_Exercise objective_
Print the listing as it stands, omitting all images.

_Data segment_

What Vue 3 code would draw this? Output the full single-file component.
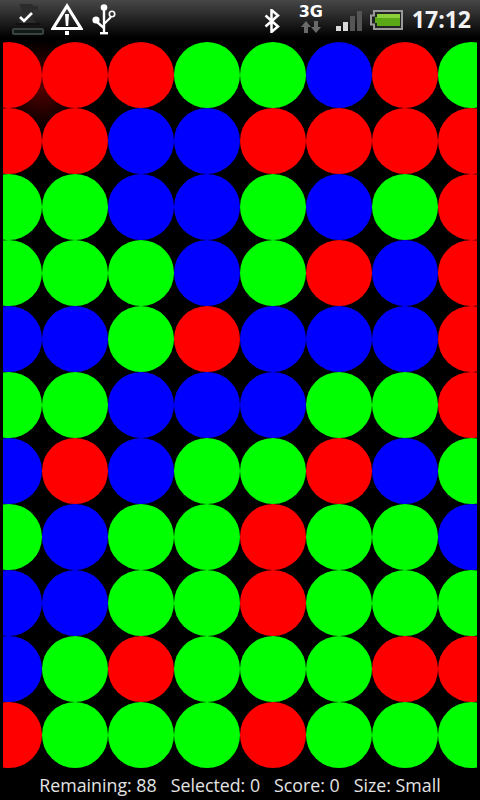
<script setup>
const rows = [
  'RRRGGBRG',
  'RRBBRRRR',
  'GGBBGBGR',
  'GGGBGRBR',
  'BBGRBBBR',
  'GGBBBGGR',
  'BRBGGRBG',
  'GBGGRGGB',
  'BBGGRGGG',
  'BGRGGGRR',
  'RGGGRGGG',
]
const colourClass = { R: 'red', G: 'green', B: 'blue' }
const balls = rows.flatMap((row, r) =>
  row.split('').map((c, i) => ({ id: `${r}-${i}`, cls: colourClass[c] }))
)
</script>

<template>
  <div class="screen">
    <header class="status">
      <div class="group left">
        <svg class="ic-task" viewBox="0 0 34 32" width="34" height="32">
          <path d="M8 1h12l3 2h4v4h-5v9l4 5H6l4-5V5z" fill="#2c2c2c" />
          <path d="M9 15l4 4 8-8" fill="none" stroke="#fff" stroke-width="2.6" transform="translate(0 -1)" />
          <rect x="5" y="20" width="24" height="2" fill="#111" />
          <rect x="1" y="25" width="32" height="7" rx="2" fill="#3a4240" />
          <rect x="3" y="27" width="28" height="3" fill="#121a18" />
        </svg>
        <svg class="ic-warn" viewBox="0 0 32 32" width="32" height="32">
          <path d="M16 3L2 25.5h28z" fill="none" stroke="#fff" stroke-width="3.2" stroke-linejoin="miter" />
          <path d="M14 11h4l-.8 12h-2.400z" fill="#fff" />
          <rect x="14" y="28" width="4" height="4" fill="#fff" />
        </svg>
        <svg class="ic-usb" viewBox="0 0 24 31" width="24" height="31">
          <circle cx="12" cy="3.500" r="3.300" fill="#fff" />
          <path d="M12 4v25" stroke="#fff" stroke-width="2.400" />
          <rect x="8" y="28" width="8" height="2.400" fill="#fff" />
          <circle cx="4" cy="16" r="3.600" fill="#fff" />
          <path d="M5 18l7 6" stroke="#fff" stroke-width="2.400" fill="none" />
          <circle cx="20" cy="10" r="2.700" fill="none" stroke="#fff" stroke-width="1.600" />
          <path d="M19 13l-7 7" stroke="#fff" stroke-width="2.200" fill="none" />
        </svg>
      </div>
      <div class="group right">
        <svg class="ic-bt" viewBox="0 0 16 24" width="16" height="24">
          <path d="M1.500 6.500L14 17.500 7.500 23V1L14 6.500 1.500 17.500" fill="none" stroke="#fff" stroke-width="2.500" />
        </svg>
        <div class="net">
          <span class="net-label">3G</span>
          <svg viewBox="0 0 22 12" width="22" height="12">
            <path d="M6 0l5 6H8v6H4V6H1z" fill="#6a6a6a" />
            <path d="M16 12l-5-6h3V0h4v6h3z" fill="#6a6a6a" />
          </svg>
        </div>
        <svg class="ic-signal" viewBox="0 0 26 20" width="26" height="20">
          <rect x="0" y="15" width="5" height="5" fill="#d8d8d8" />
          <rect x="7" y="11" width="5" height="9" fill="#d8d8d8" />
          <rect x="14" y="5" width="5" height="15" fill="#555" />
          <rect x="21" y="0" width="5" height="20" fill="#555" />
        </svg>
        <svg class="ic-batt" viewBox="0 0 33 20" width="33" height="20">
          <path d="M4 1h28v18H4v-4.500H1v-9h3z" fill="#222" stroke="#9a9a9a" stroke-width="2" />
          <path d="M7 4h23v12H7v-3H5V7h2z" fill="#5aa815" />
          <rect x="7" y="4" width="23" height="4" fill="#8bd03a" />
        </svg>
        <span class="time">17:12</span>
      </div>
    </header>

    <main class="board">
      <div class="balls">
        <div v-for="b in balls" :key="b.id" class="ball" :class="b.cls"></div>
      </div>
    </main>

    <footer class="info">
      <span>Remaining: 88</span>
      <span>Selected: 0</span>
      <span>Score: 0</span>
      <span>Size: Small</span>
    </footer>
  </div>
</template>

<style>
html, body { margin: 0; background: #000; }
</style>

<style scoped>
.screen {
  width: 480px;
  height: 800px;
  background: #000;
  display: flex;
  flex-direction: column;
  overflow: hidden;
  font-family: "Open Sans", "Liberation Sans", sans-serif;
}
.status {
  height: 38px;
  flex: none;
  margin-bottom: 4px;
  display: flex;
  justify-content: space-between;
  align-items: center;
  background: linear-gradient(#474747 0, #2b2b2b 40%, #0a0a0a 85%, #000 100%);
}
.group { display: flex; align-items: center; }
.left { padding-left: 11px; }
.ic-warn { margin-left: 6px; }
.ic-usb { margin-left: 9px; }
.right { padding-right: 9px; }
.ic-bt { margin-top: 3px; }
.net {
  margin-left: 20px;
  width: 22px;
  height: 27px;
  display: flex;
  flex-direction: column;
  align-items: center;
  justify-content: space-between;
  margin-top: 1px;
}
.net svg { display: block; flex: none; }
.net-label {
  font-family: "DejaVu Sans", sans-serif;
  font-weight: 700;
  font-size: 16px;
  line-height: 12px;
  color: #fff;
}
.ic-signal { margin-left: 14px; margin-right: -2px; margin-top: 3px; }
.ic-batt { margin-left: 10px; margin-top: 2px; }
.time {
  margin-left: 9px;
  font-size: 23px;
  font-weight: 700;
  line-height: 38px;
  color: #f2f2f2;
}
.board {
  flex: none;
  height: 726px;
  margin: 0 3px;
  overflow: hidden;
  background: radial-gradient(circle 46px at 38px 44px, #560000, #000);
}
.balls {
  width: 528px;
  margin-left: -27px;
  display: grid;
  grid-template-columns: repeat(8, 66px);
  grid-auto-rows: 66px;
}
.ball { border-radius: 50%; }
.red { background: #f00; }
.green { background: #0f0; }
.blue { background: #00f; }
.info {
  flex: 1;
  display: flex;
  justify-content: center;
  align-items: center;
  gap: 14px;
  padding-top: 2px;
  color: #e4e4e4;
  font-size: 17.8px;
}
</style>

_Finished exercise_
What Vue 3 code would draw this? Output the full single-file component.
<script setup>
const rows = [
  'RRRGGBRG',
  'RRBBRRRR',
  'GGBBGBGR',
  'GGGBGRBR',
  'BBGRBBBR',
  'GGBBBGGR',
  'BRBGGRBG',
  'GBGGRGGB',
  'BBGGRGGG',
  'BGRGGGRR',
  'RGGGRGGG',
]
const colourClass = { R: 'red', G: 'green', B: 'blue' }
const balls = rows.flatMap((row, r) =>
  row.split('').map((c, i) => ({ id: `${r}-${i}`, cls: colourClass[c] }))
)
</script>

<template>
  <div class="screen">
    <header class="status">
      <div class="group left">
        <svg class="ic-task" viewBox="0 0 34 32" width="34" height="32">
          <path d="M8 1h12l3 2h4v4h-5v9l4 5H6l4-5V5z" fill="#2c2c2c" />
          <path d="M9 15l4 4 8-8" fill="none" stroke="#fff" stroke-width="2.6" transform="translate(0 -1)" />
          <rect x="5" y="20" width="24" height="2" fill="#111" />
          <rect x="1" y="25" width="32" height="7" rx="2" fill="#3a4240" />
          <rect x="3" y="27" width="28" height="3" fill="#121a18" />
        </svg>
        <svg class="ic-warn" viewBox="0 0 32 32" width="32" height="32">
          <path d="M16 3L2 25.5h28z" fill="none" stroke="#fff" stroke-width="3.2" stroke-linejoin="miter" />
          <path d="M14 11h4l-.8 12h-2.400z" fill="#fff" />
          <rect x="14" y="28" width="4" height="4" fill="#fff" />
        </svg>
        <svg class="ic-usb" viewBox="0 0 24 31" width="24" height="31">
          <circle cx="12" cy="3.500" r="3.300" fill="#fff" />
          <path d="M12 4v25" stroke="#fff" stroke-width="2.400" />
          <rect x="8" y="28" width="8" height="2.400" fill="#fff" />
          <circle cx="4" cy="16" r="3.600" fill="#fff" />
          <path d="M5 18l7 6" stroke="#fff" stroke-width="2.400" fill="none" />
          <circle cx="20" cy="10" r="2.700" fill="none" stroke="#fff" stroke-width="1.600" />
          <path d="M19 13l-7 7" stroke="#fff" stroke-width="2.200" fill="none" />
        </svg>
      </div>
      <div class="group right">
        <svg class="ic-bt" viewBox="0 0 16 24" width="16" height="24">
          <path d="M1.500 6.500L14 17.500 7.500 23V1L14 6.500 1.500 17.500" fill="none" stroke="#fff" stroke-width="2.500" />
        </svg>
        <div class="net">
          <span class="net-label">3G</span>
          <svg viewBox="0 0 22 12" width="22" height="12">
            <path d="M6 0l5 6H8v6H4V6H1z" fill="#6a6a6a" />
            <path d="M16 12l-5-6h3V0h4v6h3z" fill="#6a6a6a" />
          </svg>
        </div>
        <svg class="ic-signal" viewBox="0 0 26 20" width="26" height="20">
          <rect x="0" y="15" width="5" height="5" fill="#d8d8d8" />
          <rect x="7" y="11" width="5" height="9" fill="#d8d8d8" />
          <rect x="14" y="5" width="5" height="15" fill="#555" />
          <rect x="21" y="0" width="5" height="20" fill="#555" />
        </svg>
        <svg class="ic-batt" viewBox="0 0 33 20" width="33" height="20">
          <path d="M4 1h28v18H4v-4.500H1v-9h3z" fill="#222" stroke="#9a9a9a" stroke-width="2" />
          <path d="M7 4h23v12H7v-3H5V7h2z" fill="#5aa815" />
          <rect x="7" y="4" width="23" height="4" fill="#8bd03a" />
        </svg>
        <span class="time">17:12</span>
      </div>
    </header>

    <main class="board">
      <div class="balls">
        <div v-for="b in balls" :key="b.id" class="ball" :class="b.cls"></div>
      </div>
    </main>

    <footer class="info">
      <span>Remaining: 88</span>
      <span>Selected: 0</span>
      <span>Score: 0</span>
      <span>Size: Small</span>
    </footer>
  </div>
</template>

<style>
html, body { margin: 0; background: #000; }
</style>

<style scoped>
.screen {
  width: 480px;
  height: 800px;
  background: #000;
  display: flex;
  flex-direction: column;
  overflow: hidden;
  font-family: "Open Sans", "Liberation Sans", sans-serif;
}
.status {
  height: 38px;
  flex: none;
  margin-bottom: 4px;
  display: flex;
  justify-content: space-between;
  align-items: center;
  background: linear-gradient(#474747 0, #2b2b2b 40%, #0a0a0a 85%, #000 100%);
}
.group { display: flex; align-items: center; }
.left { padding-left: 11px; }
.ic-warn { margin-left: 6px; }
.ic-usb { margin-left: 9px; }
.right { padding-right: 9px; }
.ic-bt { margin-top: 3px; }
.net {
  margin-left: 20px;
  width: 22px;
  height: 27px;
  display: flex;
  flex-direction: column;
  align-items: center;
  justify-content: space-between;
  margin-top: 1px;
}
.net svg { display: block; flex: none; }
.net-label {
  font-family: "DejaVu Sans", sans-serif;
  font-weight: 700;
  font-size: 16px;
  line-height: 12px;
  color: #fff;
}
.ic-signal { margin-left: 14px; margin-right: -2px; margin-top: 3px; }
.ic-batt { margin-left: 10px; margin-top: 2px; }
.time {
  margin-left: 9px;
  font-size: 23px;
  font-weight: 700;
  line-height: 38px;
  color: #f2f2f2;
}
.board {
  flex: none;
  height: 726px;
  margin: 0 3px;
  overflow: hidden;
  background: radial-gradient(circle 46px at 38px 44px, #560000, #000);
}
.balls {
  width: 528px;
  margin-left: -27px;
  display: grid;
  grid-template-columns: repeat(8, 66px);
  grid-auto-rows: 66px;
}
.ball { border-radius: 50%; }
.red { background: #f00; }
.green { background: #0f0; }
.blue { background: #00f; }
.info {
  flex: 1;
  display: flex;
  justify-content: center;
  align-items: center;
  gap: 14px;
  padding-top: 2px;
  color: #e4e4e4;
  font-size: 17.8px;
}
</style>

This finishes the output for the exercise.